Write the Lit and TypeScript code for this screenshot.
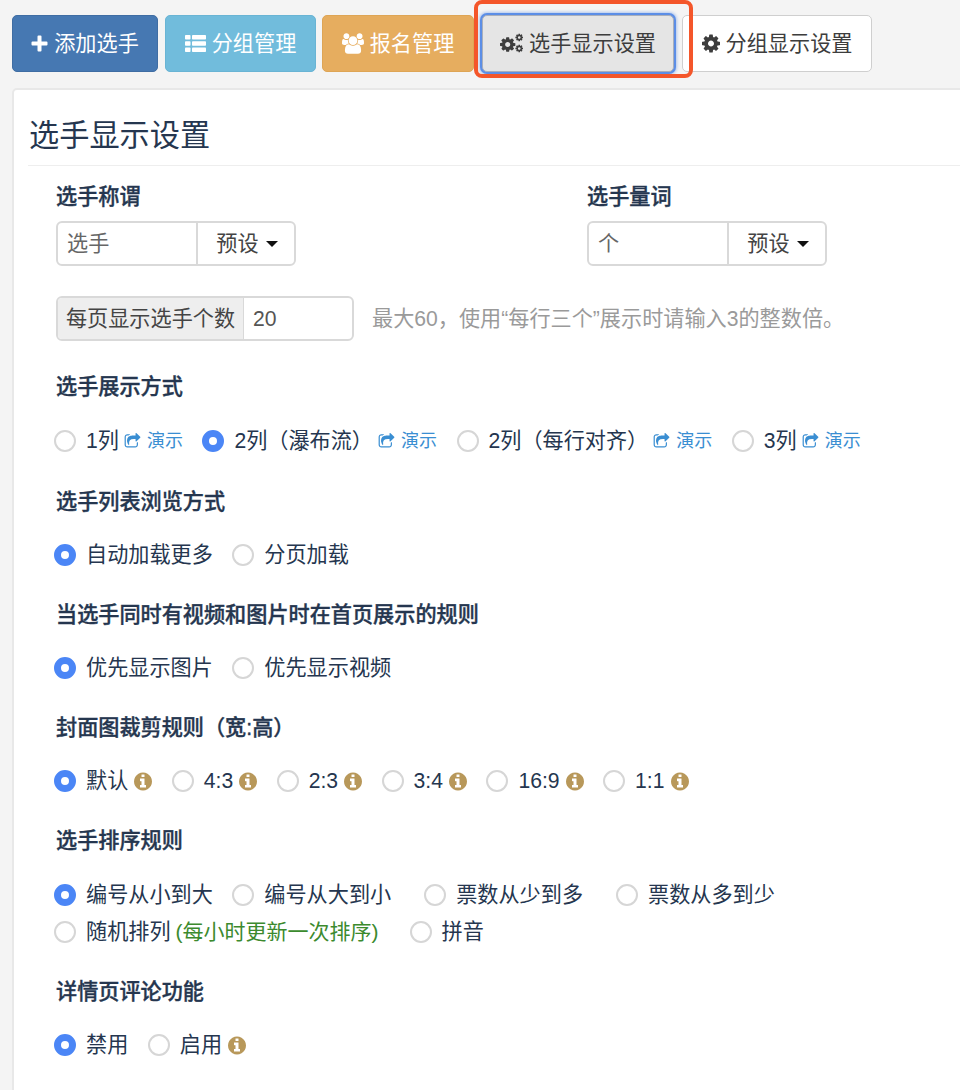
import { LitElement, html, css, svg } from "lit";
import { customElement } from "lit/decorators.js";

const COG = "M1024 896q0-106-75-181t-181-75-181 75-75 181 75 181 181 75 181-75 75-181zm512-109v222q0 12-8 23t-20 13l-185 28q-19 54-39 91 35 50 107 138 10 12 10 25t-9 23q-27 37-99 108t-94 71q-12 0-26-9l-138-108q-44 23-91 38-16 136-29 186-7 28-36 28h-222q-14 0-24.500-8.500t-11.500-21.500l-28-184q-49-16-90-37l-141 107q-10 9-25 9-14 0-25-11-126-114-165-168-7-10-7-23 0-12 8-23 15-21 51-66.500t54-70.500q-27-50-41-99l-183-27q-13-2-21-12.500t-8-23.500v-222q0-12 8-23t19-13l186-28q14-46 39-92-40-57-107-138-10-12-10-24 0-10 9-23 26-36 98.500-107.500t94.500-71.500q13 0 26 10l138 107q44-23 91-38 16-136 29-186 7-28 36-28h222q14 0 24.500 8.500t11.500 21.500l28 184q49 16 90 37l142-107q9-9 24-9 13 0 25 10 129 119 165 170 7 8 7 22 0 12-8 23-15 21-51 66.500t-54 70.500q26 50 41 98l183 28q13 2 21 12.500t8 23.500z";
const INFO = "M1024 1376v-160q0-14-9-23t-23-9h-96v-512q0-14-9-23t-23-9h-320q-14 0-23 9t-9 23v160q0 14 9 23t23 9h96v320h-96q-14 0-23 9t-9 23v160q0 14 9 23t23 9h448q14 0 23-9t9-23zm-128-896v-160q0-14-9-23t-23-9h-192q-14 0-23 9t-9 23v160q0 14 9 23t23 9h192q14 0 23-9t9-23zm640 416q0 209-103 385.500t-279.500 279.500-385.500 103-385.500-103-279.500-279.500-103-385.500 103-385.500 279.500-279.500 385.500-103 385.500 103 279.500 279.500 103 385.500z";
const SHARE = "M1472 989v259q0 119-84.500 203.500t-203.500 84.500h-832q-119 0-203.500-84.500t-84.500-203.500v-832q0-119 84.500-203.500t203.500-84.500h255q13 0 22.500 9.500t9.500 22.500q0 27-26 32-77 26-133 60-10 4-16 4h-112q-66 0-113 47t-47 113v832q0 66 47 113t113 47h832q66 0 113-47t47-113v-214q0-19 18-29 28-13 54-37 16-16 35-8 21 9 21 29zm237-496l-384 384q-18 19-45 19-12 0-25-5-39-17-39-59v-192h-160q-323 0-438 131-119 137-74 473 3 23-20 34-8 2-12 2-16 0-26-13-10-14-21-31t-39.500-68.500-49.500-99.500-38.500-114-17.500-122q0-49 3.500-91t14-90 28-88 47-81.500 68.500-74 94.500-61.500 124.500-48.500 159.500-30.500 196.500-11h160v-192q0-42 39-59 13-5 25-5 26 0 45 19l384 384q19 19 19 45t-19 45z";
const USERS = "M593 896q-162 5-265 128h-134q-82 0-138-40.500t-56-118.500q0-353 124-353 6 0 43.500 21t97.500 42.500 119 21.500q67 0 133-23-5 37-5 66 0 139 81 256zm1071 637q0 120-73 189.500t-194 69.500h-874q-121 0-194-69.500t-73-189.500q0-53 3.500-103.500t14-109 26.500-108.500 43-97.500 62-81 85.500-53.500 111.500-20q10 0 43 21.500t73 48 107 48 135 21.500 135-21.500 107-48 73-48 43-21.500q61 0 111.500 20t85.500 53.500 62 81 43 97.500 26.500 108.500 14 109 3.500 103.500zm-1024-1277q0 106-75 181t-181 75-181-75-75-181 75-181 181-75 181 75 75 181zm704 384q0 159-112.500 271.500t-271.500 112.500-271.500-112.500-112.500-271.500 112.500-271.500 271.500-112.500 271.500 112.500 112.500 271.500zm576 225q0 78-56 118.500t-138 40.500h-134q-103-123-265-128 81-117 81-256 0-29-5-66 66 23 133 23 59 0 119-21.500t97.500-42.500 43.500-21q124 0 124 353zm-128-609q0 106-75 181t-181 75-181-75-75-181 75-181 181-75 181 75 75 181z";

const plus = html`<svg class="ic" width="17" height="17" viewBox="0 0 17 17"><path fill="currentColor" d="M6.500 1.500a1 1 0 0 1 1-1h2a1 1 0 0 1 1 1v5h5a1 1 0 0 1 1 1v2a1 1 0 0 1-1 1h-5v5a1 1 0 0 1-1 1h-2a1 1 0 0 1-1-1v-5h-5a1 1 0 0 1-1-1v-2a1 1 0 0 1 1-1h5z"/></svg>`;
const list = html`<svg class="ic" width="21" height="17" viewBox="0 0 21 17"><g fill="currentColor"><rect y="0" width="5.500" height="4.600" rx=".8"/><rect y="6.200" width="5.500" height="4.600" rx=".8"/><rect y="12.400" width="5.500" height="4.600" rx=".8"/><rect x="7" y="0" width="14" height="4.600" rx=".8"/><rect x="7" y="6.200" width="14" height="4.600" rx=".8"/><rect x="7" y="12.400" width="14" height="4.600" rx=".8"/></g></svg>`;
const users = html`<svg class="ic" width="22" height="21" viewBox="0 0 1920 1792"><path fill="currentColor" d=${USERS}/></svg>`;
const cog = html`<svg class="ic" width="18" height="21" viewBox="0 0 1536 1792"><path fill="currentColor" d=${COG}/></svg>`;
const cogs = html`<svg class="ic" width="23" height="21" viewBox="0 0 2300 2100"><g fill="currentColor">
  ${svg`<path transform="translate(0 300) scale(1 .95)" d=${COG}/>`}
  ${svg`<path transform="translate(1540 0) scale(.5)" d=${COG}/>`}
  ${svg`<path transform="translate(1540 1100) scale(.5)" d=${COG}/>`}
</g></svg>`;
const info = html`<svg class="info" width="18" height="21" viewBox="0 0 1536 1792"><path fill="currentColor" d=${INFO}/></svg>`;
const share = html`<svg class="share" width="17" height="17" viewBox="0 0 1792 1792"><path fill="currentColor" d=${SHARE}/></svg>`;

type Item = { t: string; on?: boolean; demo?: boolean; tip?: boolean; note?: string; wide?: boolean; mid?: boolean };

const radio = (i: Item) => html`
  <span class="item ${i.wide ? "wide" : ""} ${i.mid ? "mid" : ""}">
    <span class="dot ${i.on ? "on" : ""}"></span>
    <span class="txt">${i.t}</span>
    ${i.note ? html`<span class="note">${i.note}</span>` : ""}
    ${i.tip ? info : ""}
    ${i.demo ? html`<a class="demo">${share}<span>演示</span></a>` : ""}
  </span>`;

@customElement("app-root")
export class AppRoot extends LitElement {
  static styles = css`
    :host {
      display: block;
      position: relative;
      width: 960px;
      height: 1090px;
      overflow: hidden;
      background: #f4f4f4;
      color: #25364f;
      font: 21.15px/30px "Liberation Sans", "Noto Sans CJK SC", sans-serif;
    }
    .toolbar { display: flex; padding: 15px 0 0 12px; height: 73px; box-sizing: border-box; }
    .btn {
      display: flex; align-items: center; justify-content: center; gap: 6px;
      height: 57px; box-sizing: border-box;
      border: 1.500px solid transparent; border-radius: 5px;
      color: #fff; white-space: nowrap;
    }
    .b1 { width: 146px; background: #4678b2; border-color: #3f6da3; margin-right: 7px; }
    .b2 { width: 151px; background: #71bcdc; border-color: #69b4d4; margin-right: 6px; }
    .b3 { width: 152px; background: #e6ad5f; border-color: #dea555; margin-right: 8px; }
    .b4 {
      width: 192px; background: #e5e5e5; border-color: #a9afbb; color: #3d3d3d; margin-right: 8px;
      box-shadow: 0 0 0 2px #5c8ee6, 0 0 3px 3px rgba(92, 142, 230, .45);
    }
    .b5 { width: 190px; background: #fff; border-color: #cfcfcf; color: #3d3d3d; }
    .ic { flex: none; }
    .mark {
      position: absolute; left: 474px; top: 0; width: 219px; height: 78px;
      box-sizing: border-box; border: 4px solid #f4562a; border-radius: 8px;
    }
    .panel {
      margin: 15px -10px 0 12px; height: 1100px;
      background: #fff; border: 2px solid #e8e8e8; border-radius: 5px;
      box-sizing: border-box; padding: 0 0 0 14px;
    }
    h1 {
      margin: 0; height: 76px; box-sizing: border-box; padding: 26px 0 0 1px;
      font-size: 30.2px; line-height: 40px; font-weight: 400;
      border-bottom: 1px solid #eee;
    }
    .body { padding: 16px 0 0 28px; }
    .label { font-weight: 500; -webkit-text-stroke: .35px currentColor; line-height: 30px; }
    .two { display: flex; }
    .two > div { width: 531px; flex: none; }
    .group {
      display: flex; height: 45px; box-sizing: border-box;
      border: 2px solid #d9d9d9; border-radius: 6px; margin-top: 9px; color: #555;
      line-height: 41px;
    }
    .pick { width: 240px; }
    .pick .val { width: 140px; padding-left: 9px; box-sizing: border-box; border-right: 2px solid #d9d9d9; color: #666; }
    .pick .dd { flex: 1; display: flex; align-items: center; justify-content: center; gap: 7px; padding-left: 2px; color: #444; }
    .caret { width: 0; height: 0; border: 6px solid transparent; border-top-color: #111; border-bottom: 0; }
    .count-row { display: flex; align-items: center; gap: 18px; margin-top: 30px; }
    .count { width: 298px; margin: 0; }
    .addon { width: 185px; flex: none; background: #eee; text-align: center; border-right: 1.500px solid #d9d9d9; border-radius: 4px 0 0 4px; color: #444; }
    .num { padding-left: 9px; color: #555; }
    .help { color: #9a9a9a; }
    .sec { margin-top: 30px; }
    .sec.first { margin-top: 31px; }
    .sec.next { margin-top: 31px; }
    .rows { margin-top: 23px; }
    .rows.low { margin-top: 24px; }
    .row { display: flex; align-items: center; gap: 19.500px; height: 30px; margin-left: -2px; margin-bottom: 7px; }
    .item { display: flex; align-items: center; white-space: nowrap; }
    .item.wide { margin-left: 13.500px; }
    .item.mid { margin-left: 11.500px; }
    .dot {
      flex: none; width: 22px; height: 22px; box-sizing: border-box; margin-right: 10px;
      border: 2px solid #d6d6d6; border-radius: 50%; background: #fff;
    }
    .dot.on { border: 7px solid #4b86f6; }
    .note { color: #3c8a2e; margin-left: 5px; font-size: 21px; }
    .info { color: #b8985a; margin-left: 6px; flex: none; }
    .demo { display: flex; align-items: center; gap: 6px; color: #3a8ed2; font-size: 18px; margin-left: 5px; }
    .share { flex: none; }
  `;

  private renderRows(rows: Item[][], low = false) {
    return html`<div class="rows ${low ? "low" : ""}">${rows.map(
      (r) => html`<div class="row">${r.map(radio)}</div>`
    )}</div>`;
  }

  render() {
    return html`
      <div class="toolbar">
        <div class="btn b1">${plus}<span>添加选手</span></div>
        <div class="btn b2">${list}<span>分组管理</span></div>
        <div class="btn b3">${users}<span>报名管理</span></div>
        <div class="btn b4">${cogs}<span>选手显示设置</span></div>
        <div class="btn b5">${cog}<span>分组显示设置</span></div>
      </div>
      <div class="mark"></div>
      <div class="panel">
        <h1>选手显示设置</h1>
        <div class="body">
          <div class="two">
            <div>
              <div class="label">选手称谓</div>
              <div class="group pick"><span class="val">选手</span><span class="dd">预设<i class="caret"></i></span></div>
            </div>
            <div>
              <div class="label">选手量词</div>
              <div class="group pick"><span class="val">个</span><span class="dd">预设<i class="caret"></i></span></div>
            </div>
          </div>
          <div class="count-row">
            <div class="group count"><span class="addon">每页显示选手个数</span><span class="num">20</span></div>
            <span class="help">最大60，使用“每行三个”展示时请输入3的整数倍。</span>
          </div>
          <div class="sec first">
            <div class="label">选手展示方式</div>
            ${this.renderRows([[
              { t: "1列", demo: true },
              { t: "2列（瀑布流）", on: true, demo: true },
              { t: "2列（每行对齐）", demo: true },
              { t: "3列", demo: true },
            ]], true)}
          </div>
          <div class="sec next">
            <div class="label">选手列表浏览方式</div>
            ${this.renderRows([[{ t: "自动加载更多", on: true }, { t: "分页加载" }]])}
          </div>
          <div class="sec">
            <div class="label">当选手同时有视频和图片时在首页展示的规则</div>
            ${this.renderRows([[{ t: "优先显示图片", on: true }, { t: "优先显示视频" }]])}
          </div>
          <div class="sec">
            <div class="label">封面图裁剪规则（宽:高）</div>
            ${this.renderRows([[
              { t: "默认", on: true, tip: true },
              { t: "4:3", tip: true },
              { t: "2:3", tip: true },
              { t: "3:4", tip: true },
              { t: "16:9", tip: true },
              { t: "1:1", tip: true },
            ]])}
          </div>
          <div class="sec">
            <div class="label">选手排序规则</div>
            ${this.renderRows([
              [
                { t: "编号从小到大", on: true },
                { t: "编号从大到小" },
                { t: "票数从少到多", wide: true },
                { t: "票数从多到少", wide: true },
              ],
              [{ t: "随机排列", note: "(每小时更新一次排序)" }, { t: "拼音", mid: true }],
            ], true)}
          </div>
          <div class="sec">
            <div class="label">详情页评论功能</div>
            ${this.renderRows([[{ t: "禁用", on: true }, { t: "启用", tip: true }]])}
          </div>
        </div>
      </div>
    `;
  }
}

====

== Exercise directions ==
Your task is to pick out every line with the string "this" and copy it.

== Exercise response ==
Write the Lit and TypeScript code for this screenshot.
            ${this.renderRows([[
            ${this.renderRows([[{ t: "自动加载更多", on: true }, { t: "分页加载" }]])}
            ${this.renderRows([[{ t: "优先显示图片", on: true }, { t: "优先显示视频" }]])}
            ${this.renderRows([[
            ${this.renderRows([
            ${this.renderRows([[{ t: "禁用", on: true }, { t: "启用", tip: true }]])}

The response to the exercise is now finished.